Consumer Financial Protection Bureau (CFPB)

Established after the 2008 financial crisis, the CFPB regulates consumer financial products and services, including mortgages, credit cards, and payday loans. Its single-director structure was controversial, leading to the Seila Law decision. Despite this, the CFPB has returned billions to consumers through enforcement actions and provides a public complaint database that drives market transparency. Its rulemaking on payday lending and mortgage servicing has aimed to prevent predatory practices. The CFPB's future may involve restructuring to a multi-member commission to enhance its constitutional standing while maintaining its mission.

The Future of Independent Agencies

The future of independent agencies will be shaped by evolving technology, political dynamics, and legal doctrines. Globalization, digital transformation, and climate change require agencies to adapt quickly while preserving their core functions of oversight and accountability. The rise of artificial intelligence, algorithmic decision-making, and big data presents both opportunities and risks. Agencies like the FTC and CFPB are already exploring how to regulate algorithmic fairness and data privacy. Meanwhile, calls for deregulation from some quarters may test agency resilience.

Potential Reforms

Several reforms could strengthen independent agencies for the future:

  • Clarifying Independence: Congress could codify clearer standards for agency independence, including buffer zones against political interference and enhanced protections for whistleblowers.
  • Adequate Funding: Increasing appropriations or establishing dedicated funding sources would allow agencies to hire experts, update technology, and manage case backlogs effectively.
  • Improving Public Engagement: Agencies can adopt modern tools like online rulemaking portals, interactive dashboards, and public feedback loops to enhance transparency and responsiveness.
  • Judicial Guidance: Clearer Supreme Court rulings on agency authority would reduce uncertainty and help agencies design regulations that withstand legal challenges.

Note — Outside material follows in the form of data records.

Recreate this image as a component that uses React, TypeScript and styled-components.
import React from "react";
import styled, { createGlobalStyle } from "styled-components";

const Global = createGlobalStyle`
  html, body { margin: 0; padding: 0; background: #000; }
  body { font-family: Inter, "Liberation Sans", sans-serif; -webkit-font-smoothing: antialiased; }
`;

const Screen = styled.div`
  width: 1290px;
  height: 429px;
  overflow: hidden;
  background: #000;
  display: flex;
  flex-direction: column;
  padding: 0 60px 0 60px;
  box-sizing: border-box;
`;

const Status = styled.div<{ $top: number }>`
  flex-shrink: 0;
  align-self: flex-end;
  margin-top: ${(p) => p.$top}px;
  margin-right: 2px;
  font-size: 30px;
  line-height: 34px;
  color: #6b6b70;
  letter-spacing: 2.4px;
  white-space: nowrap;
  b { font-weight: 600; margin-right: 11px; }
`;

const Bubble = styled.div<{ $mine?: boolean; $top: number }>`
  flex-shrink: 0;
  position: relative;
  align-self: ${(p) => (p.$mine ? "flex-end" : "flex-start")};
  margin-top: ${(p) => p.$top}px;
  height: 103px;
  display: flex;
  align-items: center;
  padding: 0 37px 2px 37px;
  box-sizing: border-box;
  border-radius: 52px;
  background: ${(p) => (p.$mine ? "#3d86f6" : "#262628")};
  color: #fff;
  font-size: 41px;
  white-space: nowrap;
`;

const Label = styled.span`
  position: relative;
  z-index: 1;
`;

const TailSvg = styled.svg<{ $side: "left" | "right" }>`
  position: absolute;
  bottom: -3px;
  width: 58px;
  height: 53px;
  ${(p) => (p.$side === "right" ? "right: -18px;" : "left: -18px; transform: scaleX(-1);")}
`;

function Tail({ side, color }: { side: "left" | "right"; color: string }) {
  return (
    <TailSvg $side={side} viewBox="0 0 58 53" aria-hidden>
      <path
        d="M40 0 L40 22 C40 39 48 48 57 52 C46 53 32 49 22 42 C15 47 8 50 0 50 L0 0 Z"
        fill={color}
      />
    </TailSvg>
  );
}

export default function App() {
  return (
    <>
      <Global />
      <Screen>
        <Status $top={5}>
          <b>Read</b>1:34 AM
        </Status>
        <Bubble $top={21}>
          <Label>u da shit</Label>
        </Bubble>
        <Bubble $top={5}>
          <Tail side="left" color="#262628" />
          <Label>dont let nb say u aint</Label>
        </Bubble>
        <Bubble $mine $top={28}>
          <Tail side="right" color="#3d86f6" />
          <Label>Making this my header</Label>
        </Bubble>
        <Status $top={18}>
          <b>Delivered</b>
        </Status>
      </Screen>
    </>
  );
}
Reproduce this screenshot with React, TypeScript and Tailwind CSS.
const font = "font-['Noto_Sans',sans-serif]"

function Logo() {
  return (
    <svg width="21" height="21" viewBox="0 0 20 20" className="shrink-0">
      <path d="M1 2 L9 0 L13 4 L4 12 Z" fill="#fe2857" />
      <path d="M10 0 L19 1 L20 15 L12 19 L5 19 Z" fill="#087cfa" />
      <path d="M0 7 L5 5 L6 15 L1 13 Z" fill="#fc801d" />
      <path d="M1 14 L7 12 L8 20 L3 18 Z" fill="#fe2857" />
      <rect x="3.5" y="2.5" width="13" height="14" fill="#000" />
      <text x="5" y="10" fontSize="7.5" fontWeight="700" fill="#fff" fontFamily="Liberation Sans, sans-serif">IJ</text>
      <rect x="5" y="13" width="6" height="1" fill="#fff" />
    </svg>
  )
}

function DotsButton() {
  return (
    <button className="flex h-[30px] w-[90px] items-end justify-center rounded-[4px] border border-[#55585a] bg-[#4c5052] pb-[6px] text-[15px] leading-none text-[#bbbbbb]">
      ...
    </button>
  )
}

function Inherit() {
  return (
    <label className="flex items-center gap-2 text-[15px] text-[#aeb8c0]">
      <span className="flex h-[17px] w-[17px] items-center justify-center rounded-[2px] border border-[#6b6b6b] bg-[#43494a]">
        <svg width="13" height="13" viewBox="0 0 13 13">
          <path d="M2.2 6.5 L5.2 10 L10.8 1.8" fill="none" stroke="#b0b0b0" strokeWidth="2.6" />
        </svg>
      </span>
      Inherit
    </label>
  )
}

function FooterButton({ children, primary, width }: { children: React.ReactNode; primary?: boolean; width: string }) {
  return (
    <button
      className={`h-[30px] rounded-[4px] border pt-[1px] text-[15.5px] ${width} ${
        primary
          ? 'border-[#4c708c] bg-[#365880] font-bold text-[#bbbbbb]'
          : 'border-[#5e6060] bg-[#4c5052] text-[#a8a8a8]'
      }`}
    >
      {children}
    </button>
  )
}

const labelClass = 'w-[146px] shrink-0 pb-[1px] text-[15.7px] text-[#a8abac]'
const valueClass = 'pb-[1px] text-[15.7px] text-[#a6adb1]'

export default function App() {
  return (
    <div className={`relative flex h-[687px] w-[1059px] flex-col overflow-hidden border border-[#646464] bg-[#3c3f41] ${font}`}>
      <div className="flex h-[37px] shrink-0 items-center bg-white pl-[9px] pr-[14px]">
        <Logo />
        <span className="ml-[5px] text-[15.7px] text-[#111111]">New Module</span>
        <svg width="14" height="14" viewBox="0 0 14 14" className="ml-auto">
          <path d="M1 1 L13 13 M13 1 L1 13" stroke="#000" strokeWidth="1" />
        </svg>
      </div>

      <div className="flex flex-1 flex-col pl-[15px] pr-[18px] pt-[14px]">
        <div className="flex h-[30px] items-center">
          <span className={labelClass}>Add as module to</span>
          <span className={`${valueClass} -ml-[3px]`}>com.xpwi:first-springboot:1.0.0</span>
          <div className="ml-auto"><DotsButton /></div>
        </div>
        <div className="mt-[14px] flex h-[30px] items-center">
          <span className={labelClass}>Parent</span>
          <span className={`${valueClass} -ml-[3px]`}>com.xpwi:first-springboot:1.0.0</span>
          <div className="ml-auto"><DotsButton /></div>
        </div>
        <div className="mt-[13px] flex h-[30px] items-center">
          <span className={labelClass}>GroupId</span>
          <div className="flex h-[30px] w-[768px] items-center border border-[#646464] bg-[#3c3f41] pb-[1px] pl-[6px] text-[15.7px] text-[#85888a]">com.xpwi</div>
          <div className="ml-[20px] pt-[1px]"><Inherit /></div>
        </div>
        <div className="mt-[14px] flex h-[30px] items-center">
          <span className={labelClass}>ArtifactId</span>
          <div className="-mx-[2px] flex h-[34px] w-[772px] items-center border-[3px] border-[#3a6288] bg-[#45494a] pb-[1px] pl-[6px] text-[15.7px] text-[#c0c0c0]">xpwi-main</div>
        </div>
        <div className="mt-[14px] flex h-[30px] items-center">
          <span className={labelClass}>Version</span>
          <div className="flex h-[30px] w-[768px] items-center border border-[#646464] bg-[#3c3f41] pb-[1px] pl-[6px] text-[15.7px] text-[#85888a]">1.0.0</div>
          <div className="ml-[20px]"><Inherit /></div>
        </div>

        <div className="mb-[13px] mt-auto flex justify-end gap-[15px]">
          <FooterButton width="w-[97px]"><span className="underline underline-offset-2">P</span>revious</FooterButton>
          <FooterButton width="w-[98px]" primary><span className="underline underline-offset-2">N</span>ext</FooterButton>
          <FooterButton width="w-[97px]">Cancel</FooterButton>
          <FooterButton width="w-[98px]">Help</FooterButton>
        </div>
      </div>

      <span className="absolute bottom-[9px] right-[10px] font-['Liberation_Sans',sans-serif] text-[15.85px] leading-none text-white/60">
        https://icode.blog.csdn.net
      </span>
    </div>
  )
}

Adapting to New Challenges

Technology requires agencies to evolve. The FCC must manage spectrum for 5G and satellite internet while addressing digital divide issues. The SEC confronts crypto assets and cybersecurity risks. The EPA faces climate change adaptation and regulation of greenhouse gases. These challenges demand interdisciplinary expertise and cross-agency collaboration. Independent agencies are well-positioned to convene stakeholders and develop coherent policies, provided they maintain their autonomy and public trust.

Conclusion

Independent agencies are indispensable for balancing power within government systems. Their structural independence allows them to conduct oversight and enforce accountability in a manner that transcends partisan cycles, ensuring that regulatory decisions are grounded in expertise and public interest. While they face significant challenges from political pressures, budget constraints, and legal contestation, their track record demonstrates their value in protecting consumers, investors, and the environment. As the regulatory landscape evolves, reforms that safeguard their independence and enhance their capabilities will be critical. By investing in these institutions, societies can maintain a governance framework that is both effective and trustworthy, capable of navigating the complexities of the modern world.